On Mon, 7 Jun 1999, Szwedyk, Peter wrote:

> It seems to me that for business applications, MOSIX might be a better way
> to go as a quick and easy way to take advantage of clusters.  With its load
> balancing and transparent process migration, even existing serial
> applications should be able to take advantage of the power of clusters.
> With Beowulf, on the other hand, one must parallelize the code in order to
> see any improvement in performance.
> 
> Is this assessment accurate?  Any comments?

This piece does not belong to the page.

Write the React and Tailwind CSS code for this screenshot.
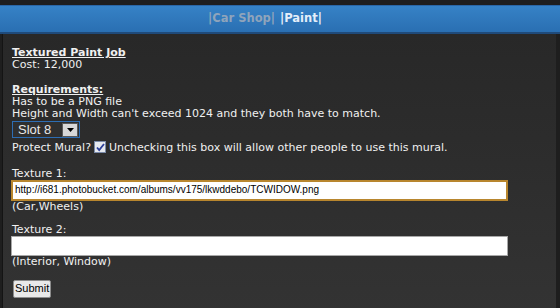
import React from 'react';

const font = { fontFamily: '"DejaVu Sans", Verdana, sans-serif' };
const arial = { fontFamily: '"Liberation Sans", Arial, sans-serif' };

const SlotSelect = () => (
  <div className="flex items-center w-[68px] h-[17px] border border-[#2d6db3] bg-[#2f2f2f] mt-[1px]" style={arial}>
    <span className="flex-1 pl-[5px] text-[13px] text-[#e8e8e8] leading-none">Slot 8</span>
    <span className="w-[16px] h-[14px] mr-[1px] bg-[#d8d8d8] border border-[#5a5a5a] flex items-center justify-center">
      <svg width="7" height="4" viewBox="0 0 7 4"><path d="M0 0h7L3.5 4z" fill="#000" /></svg>
    </span>
  </div>
);

const Check = () => (
  <span className="inline-flex w-[12px] h-[12px] mx-[3px] border border-[#7a8aa8] bg-[#e6e9ef] items-center justify-center align-[-1px]">
    <svg width="9" height="9" viewBox="0 0 9 9"><path d="M1 4.5l2.2 2.6L8 1" fill="none" stroke="#2c3f9a" strokeWidth="1.8" /></svg>
  </span>
);

const Field = ({ label, value, hint, focused }) => (
  <div>
    <p>{label}</p>
    <div
      className={`w-[497px] -ml-[1px] bg-white flex items-center px-[2px] text-[10px] text-black ${focused ? 'h-[21px] border-2 border-[#b8862e]' : 'h-[20px] border border-[#a8a8a8]'}`}
      style={arial}
    >
      {value}
    </div>
    <p>{hint}</p>
  </div>
);

export default function App() {
  return (
    <div className="w-[560px] h-[308px] bg-[#1e1e1e] pt-[5px] overflow-hidden">
      <div className="h-[29px] pr-[30px] bg-gradient-to-b from-[#3682c6] to-[#2a6fb2] border-t border-[#2a66a6] border-b-2 border-b-[#1f4a7a] flex items-center justify-center text-[11.5px] font-bold" style={font}>
        <span className="text-[#8fa4bb]">|Car Shop|</span>
        <span className="text-[#e4eefa] ml-[5px]">|Paint|</span>
      </div>
      <div className="ml-[2px] mr-[4px] h-[280px] border-l border-[#141414] bg-gradient-to-b from-[#282828] to-[#333333] pt-[13px] pl-[9px] text-[11px] leading-[12px] text-[#f0f0f0]" style={font}>
        <p className="font-bold underline">Textured Paint Job</p>
        <p>Cost: 12,000</p>
        <p className="mt-[13px] font-bold underline">Requirements:</p>
        <p>Has to be a PNG file</p>
        <p>Height and Width can't exceed 1024 and they both have to match.</p>
        <SlotSelect />
        <p className="mt-[3px]">Protect Mural?<Check />Unchecking this box will allow other people to use this mural.</p>
        <div className="mt-[14px]">
          <Field label="Texture 1:" value="http://i681.photobucket.com/albums/vv175/lkwddebo/TCWIDOW.png" hint="(Car,Wheels)" focused />
        </div>
        <div className="mt-[11px]">
          <Field label="Texture 2:" value="" hint="(Interior, Window)" />
        </div>
        <button className="mt-[12px] ml-[1px] h-[18px] px-[1px] bg-[#e9e9e9] border border-[#8c8c8c] rounded-[2px] text-[11px] text-black leading-none" style={arial}>Submit</button>
      </div>
    </div>
  );
}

For the appropriate class of problems, this is both true and
intelligent.  Mosix turns a cluster into a virtual SMP machine and
brings "parallel clustering" to embarassingly coarse grained (basically
multiple serial) applications without any need to write parallel code or
write the shell wrappers that one needed to manage these applications
beforehand.  It is going to be a godsend for many, many classes of
problems -- for the first time, the network really >>is<< the computer,
to borrow a really very fine line from Sun.

However, there are still many other classes of problems for which MOSIX
is not the answer.  For some of these, real parallel computation is key.
For others, parallelized access to data is key, and MOSIX doesn't
necessarily eliminate a server bottleneck in the data stream.  MOSIX
will certainly offer instant and cost-beneficial gratification to many,
many organizations seeking to utilize wasted compute resources
transparently, but it is only one piece in a bigger puzzle.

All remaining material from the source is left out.